We could argue that Ruby doesn’t recognize a lot since she doesn’t even recognize the outward signs of her own pregnancy, brought on by the (possibly?) purposeful actions of Bill Hill, who maybe saw the results of his handiwork even more quickly that Ruby did.

Ruby remembers her mother turned prematurely gray and Ruby automatically associated that with giving birth to eight children. But Ruby notes Rufus also looks prematurely old. “He looked old too. He looked older than she did and he was fourteen years younger” (67).

Rufus had recently returned from the war and I’ve hear it independently mentioned many times that that traumatic experiences like that give the appearance that a person has aged. (Incidentally, I think Nick Carraway and Gatsby should have shown more signs of their “war scars”. They were too unaffected to suit me. In can only guess FSF chose to overlook that since it would possibly have impeded everything else he wanted to do in The Great Gatsby.)
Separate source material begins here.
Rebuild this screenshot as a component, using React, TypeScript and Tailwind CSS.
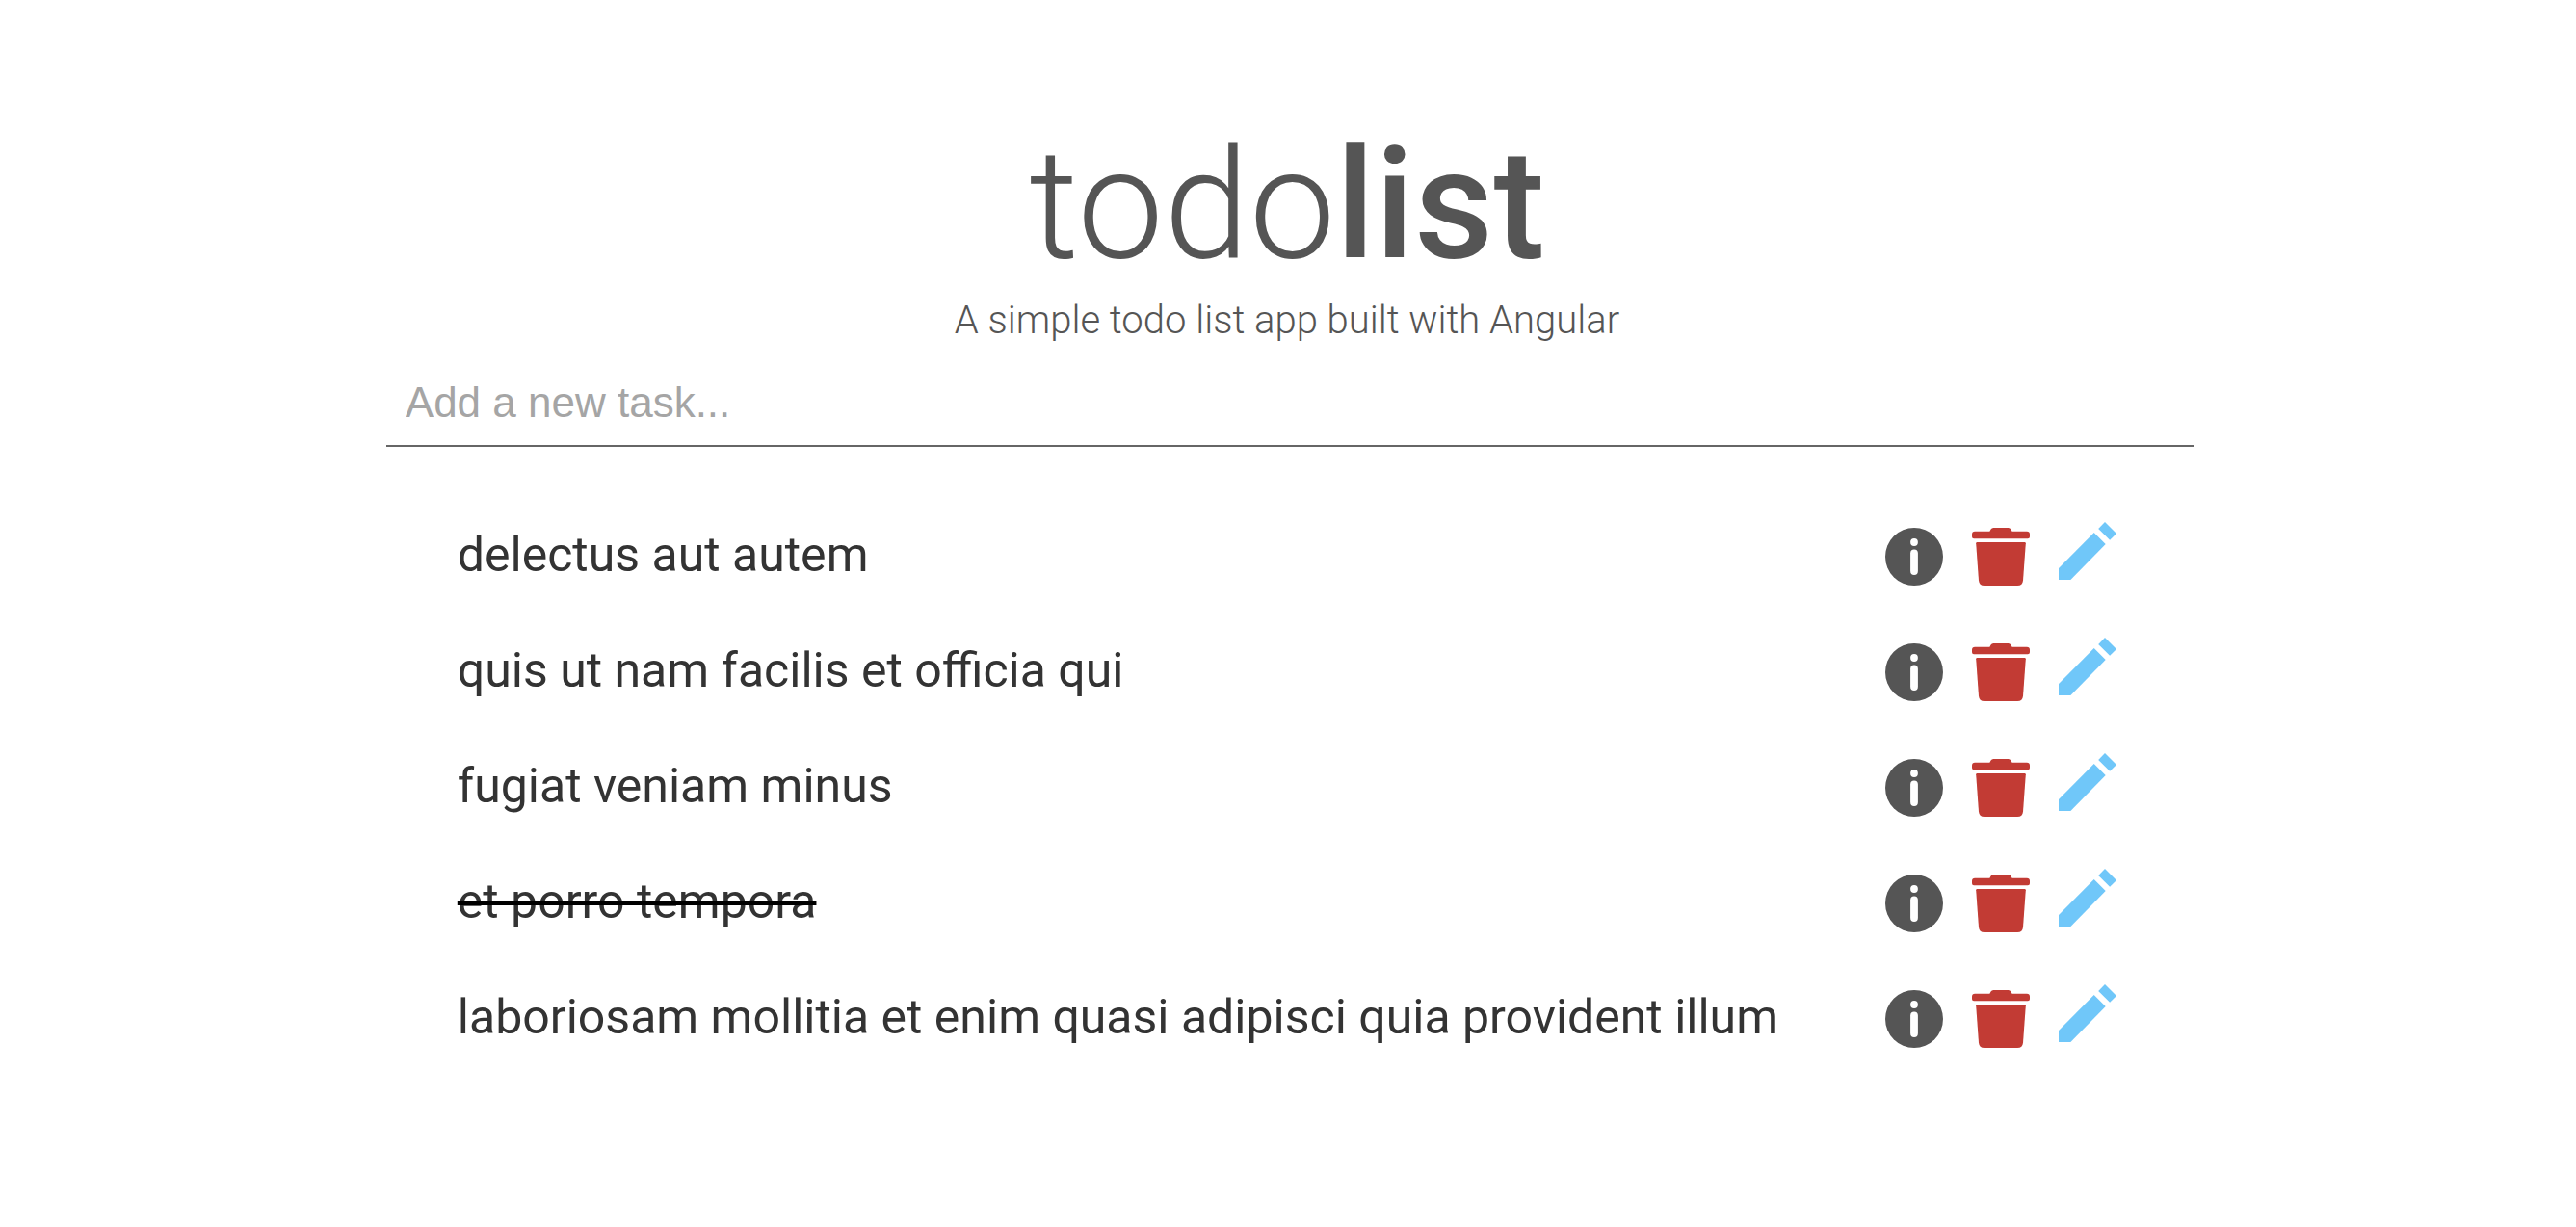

So has Ruby had the easier life up to this point? Her self-assessment was “She was extremely young looking for her age” (67). So that indicates to me she’s maybe lead a stress-free life so far, unlike her mother (four dead children) and her brother (war veteran), both of whom she derides for one thing or another. As you may agree, that is all changing with her pregnancy (extra weight, both physically and figuratively).

Ruby wants to move to a subdivision, an area where everyone outside the housing development is excluded. It's a self-sustaining area with its grocery store and other necessary facilities nearby. So she wants to be part of a more exclusive group. That seems to be her long-range goal. Perhaps this pregnancy will allow her to finally achieve that, to leave Pitman, her mother and her brother even farther behind. Maybe she'll even go so far as to disavow knowledge of their existence, since their memories seem to be partly repulsive to her.

Incidentally after reading Jennifer DiFulvio’s blog about the symbolism in the story, I got to thinking. Each flight of steps was 28 stairs, a number normally associated as the average length of a woman’s menstrual cycle.

Ruby also lived on the fourth floor, a number equal to the months her friend, Laverne, speculated was the time Bill Hill stopped using contraceptive measures. So each day, she has to relive every step of those four months, if she leaves the building. Interesting ...

Finally, she describes her mother as shrivled up like a yellow apple. The fruit of an apple is actually the ovary. And at the center are the seeds, each with the potential to grow a new tree. So an apple was an apt comparison.